### COLLECTED MATERIAL

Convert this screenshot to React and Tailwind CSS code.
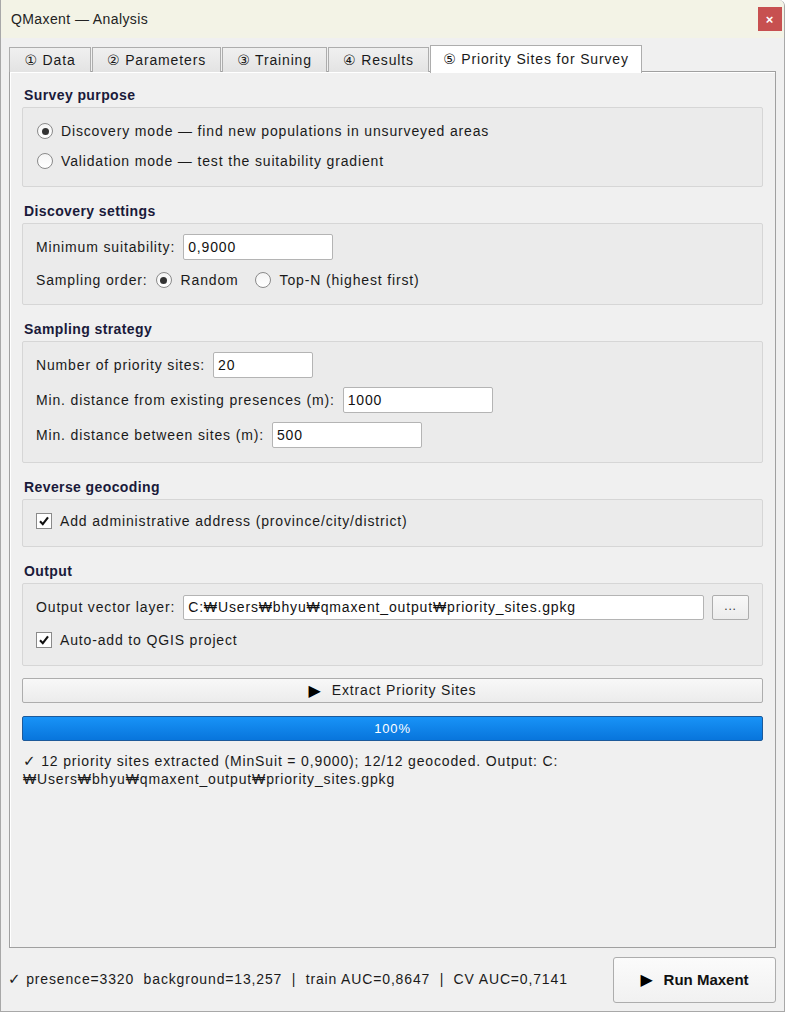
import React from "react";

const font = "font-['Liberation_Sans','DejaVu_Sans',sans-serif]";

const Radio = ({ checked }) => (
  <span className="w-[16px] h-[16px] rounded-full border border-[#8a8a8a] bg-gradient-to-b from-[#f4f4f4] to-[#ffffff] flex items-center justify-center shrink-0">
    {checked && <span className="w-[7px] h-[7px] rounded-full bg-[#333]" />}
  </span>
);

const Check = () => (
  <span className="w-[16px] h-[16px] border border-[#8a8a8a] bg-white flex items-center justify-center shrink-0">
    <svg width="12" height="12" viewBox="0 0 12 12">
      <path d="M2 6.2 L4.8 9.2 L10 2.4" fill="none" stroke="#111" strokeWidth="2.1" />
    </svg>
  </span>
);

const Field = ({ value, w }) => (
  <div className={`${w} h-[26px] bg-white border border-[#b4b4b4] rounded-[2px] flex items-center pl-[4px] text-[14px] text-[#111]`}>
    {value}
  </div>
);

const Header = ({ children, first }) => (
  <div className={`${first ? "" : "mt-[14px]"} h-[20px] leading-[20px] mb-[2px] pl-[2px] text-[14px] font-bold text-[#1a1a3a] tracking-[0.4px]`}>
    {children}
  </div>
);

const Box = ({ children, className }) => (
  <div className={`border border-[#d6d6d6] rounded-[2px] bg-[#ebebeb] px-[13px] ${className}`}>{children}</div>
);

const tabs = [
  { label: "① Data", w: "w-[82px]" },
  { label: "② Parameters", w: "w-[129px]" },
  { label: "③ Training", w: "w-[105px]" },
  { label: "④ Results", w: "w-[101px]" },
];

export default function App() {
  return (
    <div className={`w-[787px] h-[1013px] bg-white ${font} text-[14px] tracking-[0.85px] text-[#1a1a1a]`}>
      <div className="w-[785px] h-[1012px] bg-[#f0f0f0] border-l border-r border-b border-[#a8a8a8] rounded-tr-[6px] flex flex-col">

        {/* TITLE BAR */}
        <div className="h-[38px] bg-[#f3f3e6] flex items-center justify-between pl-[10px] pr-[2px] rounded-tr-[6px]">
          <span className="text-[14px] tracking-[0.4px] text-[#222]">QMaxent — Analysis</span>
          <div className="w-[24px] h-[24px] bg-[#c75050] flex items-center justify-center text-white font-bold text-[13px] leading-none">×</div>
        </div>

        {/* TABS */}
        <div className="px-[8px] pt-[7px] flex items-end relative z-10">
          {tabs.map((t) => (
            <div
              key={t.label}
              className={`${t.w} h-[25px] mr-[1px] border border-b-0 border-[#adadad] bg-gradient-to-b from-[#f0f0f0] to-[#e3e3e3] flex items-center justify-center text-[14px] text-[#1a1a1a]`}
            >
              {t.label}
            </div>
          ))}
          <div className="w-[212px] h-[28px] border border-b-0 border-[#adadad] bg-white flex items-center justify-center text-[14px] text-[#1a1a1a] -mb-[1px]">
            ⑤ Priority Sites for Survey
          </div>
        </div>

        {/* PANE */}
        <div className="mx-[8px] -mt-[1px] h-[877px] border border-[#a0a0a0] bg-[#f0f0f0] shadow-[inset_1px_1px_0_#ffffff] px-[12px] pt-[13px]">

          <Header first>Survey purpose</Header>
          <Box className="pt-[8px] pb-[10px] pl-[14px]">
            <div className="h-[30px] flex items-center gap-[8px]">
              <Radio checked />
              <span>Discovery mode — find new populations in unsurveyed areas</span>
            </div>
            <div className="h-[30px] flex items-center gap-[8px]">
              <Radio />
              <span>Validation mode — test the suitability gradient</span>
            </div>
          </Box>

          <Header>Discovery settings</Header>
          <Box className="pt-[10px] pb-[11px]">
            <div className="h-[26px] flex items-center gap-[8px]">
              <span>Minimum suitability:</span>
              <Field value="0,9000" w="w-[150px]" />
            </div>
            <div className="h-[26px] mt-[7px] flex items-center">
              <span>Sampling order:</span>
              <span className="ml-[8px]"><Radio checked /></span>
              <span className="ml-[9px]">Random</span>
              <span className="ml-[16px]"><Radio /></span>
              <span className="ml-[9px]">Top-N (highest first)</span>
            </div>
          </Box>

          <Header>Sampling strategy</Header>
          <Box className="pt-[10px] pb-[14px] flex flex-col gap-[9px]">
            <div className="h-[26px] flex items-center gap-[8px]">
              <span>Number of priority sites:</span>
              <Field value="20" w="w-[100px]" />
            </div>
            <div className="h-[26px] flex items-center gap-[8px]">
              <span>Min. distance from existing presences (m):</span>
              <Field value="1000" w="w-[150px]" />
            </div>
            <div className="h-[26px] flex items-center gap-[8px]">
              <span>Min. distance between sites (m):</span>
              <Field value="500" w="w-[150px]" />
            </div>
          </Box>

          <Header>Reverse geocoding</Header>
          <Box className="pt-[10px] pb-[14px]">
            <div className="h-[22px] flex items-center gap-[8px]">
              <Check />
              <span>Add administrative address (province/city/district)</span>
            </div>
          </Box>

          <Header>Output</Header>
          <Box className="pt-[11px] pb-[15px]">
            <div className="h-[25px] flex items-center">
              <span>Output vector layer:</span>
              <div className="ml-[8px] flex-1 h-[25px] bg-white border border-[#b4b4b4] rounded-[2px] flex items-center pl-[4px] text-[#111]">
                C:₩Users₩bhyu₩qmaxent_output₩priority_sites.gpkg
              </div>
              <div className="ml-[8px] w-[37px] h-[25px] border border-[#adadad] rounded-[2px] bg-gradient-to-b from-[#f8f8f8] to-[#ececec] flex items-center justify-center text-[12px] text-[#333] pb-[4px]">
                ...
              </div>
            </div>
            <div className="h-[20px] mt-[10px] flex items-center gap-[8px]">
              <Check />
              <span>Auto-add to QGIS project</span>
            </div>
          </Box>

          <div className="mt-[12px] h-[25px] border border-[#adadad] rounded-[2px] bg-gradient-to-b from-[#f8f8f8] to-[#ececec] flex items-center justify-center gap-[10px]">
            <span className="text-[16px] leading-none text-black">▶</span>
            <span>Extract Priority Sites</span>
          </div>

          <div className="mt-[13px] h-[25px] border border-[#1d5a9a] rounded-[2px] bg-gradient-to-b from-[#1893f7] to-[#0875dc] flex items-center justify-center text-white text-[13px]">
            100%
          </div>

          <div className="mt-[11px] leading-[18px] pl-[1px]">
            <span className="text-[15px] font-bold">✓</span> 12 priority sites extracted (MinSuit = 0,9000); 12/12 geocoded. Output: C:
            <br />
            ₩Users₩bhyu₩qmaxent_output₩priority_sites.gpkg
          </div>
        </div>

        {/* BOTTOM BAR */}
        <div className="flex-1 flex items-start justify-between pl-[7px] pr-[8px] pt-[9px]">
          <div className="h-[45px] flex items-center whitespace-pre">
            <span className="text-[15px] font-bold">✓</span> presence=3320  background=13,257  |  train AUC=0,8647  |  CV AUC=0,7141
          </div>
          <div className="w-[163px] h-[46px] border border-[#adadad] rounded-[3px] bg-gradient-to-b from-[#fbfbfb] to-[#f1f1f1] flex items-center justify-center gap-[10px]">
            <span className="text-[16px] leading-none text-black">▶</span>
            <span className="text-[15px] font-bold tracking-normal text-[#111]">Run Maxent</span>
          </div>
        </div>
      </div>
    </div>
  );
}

######

EXERCISE INSTRUCTIONS: Quote the material exactly. Pictures stay out.

RESULT:
Convert this screenshot to React and Tailwind CSS code.
import React from "react";

const font = "font-['Liberation_Sans','DejaVu_Sans',sans-serif]";

const Radio = ({ checked }) => (
  <span className="w-[16px] h-[16px] rounded-full border border-[#8a8a8a] bg-gradient-to-b from-[#f4f4f4] to-[#ffffff] flex items-center justify-center shrink-0">
    {checked && <span className="w-[7px] h-[7px] rounded-full bg-[#333]" />}
  </span>
);

const Check = () => (
  <span className="w-[16px] h-[16px] border border-[#8a8a8a] bg-white flex items-center justify-center shrink-0">
    <svg width="12" height="12" viewBox="0 0 12 12">
      <path d="M2 6.2 L4.8 9.2 L10 2.4" fill="none" stroke="#111" strokeWidth="2.1" />
    </svg>
  </span>
);

const Field = ({ value, w }) => (
  <div className={`${w} h-[26px] bg-white border border-[#b4b4b4] rounded-[2px] flex items-center pl-[4px] text-[14px] text-[#111]`}>
    {value}
  </div>
);

const Header = ({ children, first }) => (
  <div className={`${first ? "" : "mt-[14px]"} h-[20px] leading-[20px] mb-[2px] pl-[2px] text-[14px] font-bold text-[#1a1a3a] tracking-[0.4px]`}>
    {children}
  </div>
);

const Box = ({ children, className }) => (
  <div className={`border border-[#d6d6d6] rounded-[2px] bg-[#ebebeb] px-[13px] ${className}`}>{children}</div>
);

const tabs = [
  { label: "① Data", w: "w-[82px]" },
  { label: "② Parameters", w: "w-[129px]" },
  { label: "③ Training", w: "w-[105px]" },
  { label: "④ Results", w: "w-[101px]" },
];

export default function App() {
  return (
    <div className={`w-[787px] h-[1013px] bg-white ${font} text-[14px] tracking-[0.85px] text-[#1a1a1a]`}>
      <div className="w-[785px] h-[1012px] bg-[#f0f0f0] border-l border-r border-b border-[#a8a8a8] rounded-tr-[6px] flex flex-col">

        {/* TITLE BAR */}
        <div className="h-[38px] bg-[#f3f3e6] flex items-center justify-between pl-[10px] pr-[2px] rounded-tr-[6px]">
          <span className="text-[14px] tracking-[0.4px] text-[#222]">QMaxent — Analysis</span>
          <div className="w-[24px] h-[24px] bg-[#c75050] flex items-center justify-center text-white font-bold text-[13px] leading-none">×</div>
        </div>

        {/* TABS */}
        <div className="px-[8px] pt-[7px] flex items-end relative z-10">
          {tabs.map((t) => (
            <div
              key={t.label}
              className={`${t.w} h-[25px] mr-[1px] border border-b-0 border-[#adadad] bg-gradient-to-b from-[#f0f0f0] to-[#e3e3e3] flex items-center justify-center text-[14px] text-[#1a1a1a]`}
            >
              {t.label}
            </div>
          ))}
          <div className="w-[212px] h-[28px] border border-b-0 border-[#adadad] bg-white flex items-center justify-center text-[14px] text-[#1a1a1a] -mb-[1px]">
            ⑤ Priority Sites for Survey
          </div>
        </div>

        {/* PANE */}
        <div className="mx-[8px] -mt-[1px] h-[877px] border border-[#a0a0a0] bg-[#f0f0f0] shadow-[inset_1px_1px_0_#ffffff] px-[12px] pt-[13px]">

          <Header first>Survey purpose</Header>
          <Box className="pt-[8px] pb-[10px] pl-[14px]">
            <div className="h-[30px] flex items-center gap-[8px]">
              <Radio checked />
              <span>Discovery mode — find new populations in unsurveyed areas</span>
            </div>
            <div className="h-[30px] flex items-center gap-[8px]">
              <Radio />
              <span>Validation mode — test the suitability gradient</span>
            </div>
          </Box>

          <Header>Discovery settings</Header>
          <Box className="pt-[10px] pb-[11px]">
            <div className="h-[26px] flex items-center gap-[8px]">
              <span>Minimum suitability:</span>
              <Field value="0,9000" w="w-[150px]" />
            </div>
            <div className="h-[26px] mt-[7px] flex items-center">
              <span>Sampling order:</span>
              <span className="ml-[8px]"><Radio checked /></span>
              <span className="ml-[9px]">Random</span>
              <span className="ml-[16px]"><Radio /></span>
              <span className="ml-[9px]">Top-N (highest first)</span>
            </div>
          </Box>

          <Header>Sampling strategy</Header>
          <Box className="pt-[10px] pb-[14px] flex flex-col gap-[9px]">
            <div className="h-[26px] flex items-center gap-[8px]">
              <span>Number of priority sites:</span>
              <Field value="20" w="w-[100px]" />
            </div>
            <div className="h-[26px] flex items-center gap-[8px]">
              <span>Min. distance from existing presences (m):</span>
              <Field value="1000" w="w-[150px]" />
            </div>
            <div className="h-[26px] flex items-center gap-[8px]">
              <span>Min. distance between sites (m):</span>
              <Field value="500" w="w-[150px]" />
            </div>
          </Box>

          <Header>Reverse geocoding</Header>
          <Box className="pt-[10px] pb-[14px]">
            <div className="h-[22px] flex items-center gap-[8px]">
              <Check />
              <span>Add administrative address (province/city/district)</span>
            </div>
          </Box>

          <Header>Output</Header>
          <Box className="pt-[11px] pb-[15px]">
            <div className="h-[25px] flex items-center">
              <span>Output vector layer:</span>
              <div className="ml-[8px] flex-1 h-[25px] bg-white border border-[#b4b4b4] rounded-[2px] flex items-center pl-[4px] text-[#111]">
                C:₩Users₩bhyu₩qmaxent_output₩priority_sites.gpkg
              </div>
              <div className="ml-[8px] w-[37px] h-[25px] border border-[#adadad] rounded-[2px] bg-gradient-to-b from-[#f8f8f8] to-[#ececec] flex items-center justify-center text-[12px] text-[#333] pb-[4px]">
                ...
              </div>
            </div>
            <div className="h-[20px] mt-[10px] flex items-center gap-[8px]">
              <Check />
              <span>Auto-add to QGIS project</span>
            </div>
          </Box>

          <div className="mt-[12px] h-[25px] border border-[#adadad] rounded-[2px] bg-gradient-to-b from-[#f8f8f8] to-[#ececec] flex items-center justify-center gap-[10px]">
            <span className="text-[16px] leading-none text-black">▶</span>
            <span>Extract Priority Sites</span>
          </div>

          <div className="mt-[13px] h-[25px] border border-[#1d5a9a] rounded-[2px] bg-gradient-to-b from-[#1893f7] to-[#0875dc] flex items-center justify-center text-white text-[13px]">
            100%
          </div>

          <div className="mt-[11px] leading-[18px] pl-[1px]">
            <span className="text-[15px] font-bold">✓</span> 12 priority sites extracted (MinSuit = 0,9000); 12/12 geocoded. Output: C:
            <br />
            ₩Users₩bhyu₩qmaxent_output₩priority_sites.gpkg
          </div>
        </div>

        {/* BOTTOM BAR */}
        <div className="flex-1 flex items-start justify-between pl-[7px] pr-[8px] pt-[9px]">
          <div className="h-[45px] flex items-center whitespace-pre">
            <span className="text-[15px] font-bold">✓</span> presence=3320  background=13,257  |  train AUC=0,8647  |  CV AUC=0,7141
          </div>
          <div className="w-[163px] h-[46px] border border-[#adadad] rounded-[3px] bg-gradient-to-b from-[#fbfbfb] to-[#f1f1f1] flex items-center justify-center gap-[10px]">
            <span className="text-[16px] leading-none text-black">▶</span>
            <span className="text-[15px] font-bold tracking-normal text-[#111]">Run Maxent</span>
          </div>
        </div>
      </div>
    </div>
  );
}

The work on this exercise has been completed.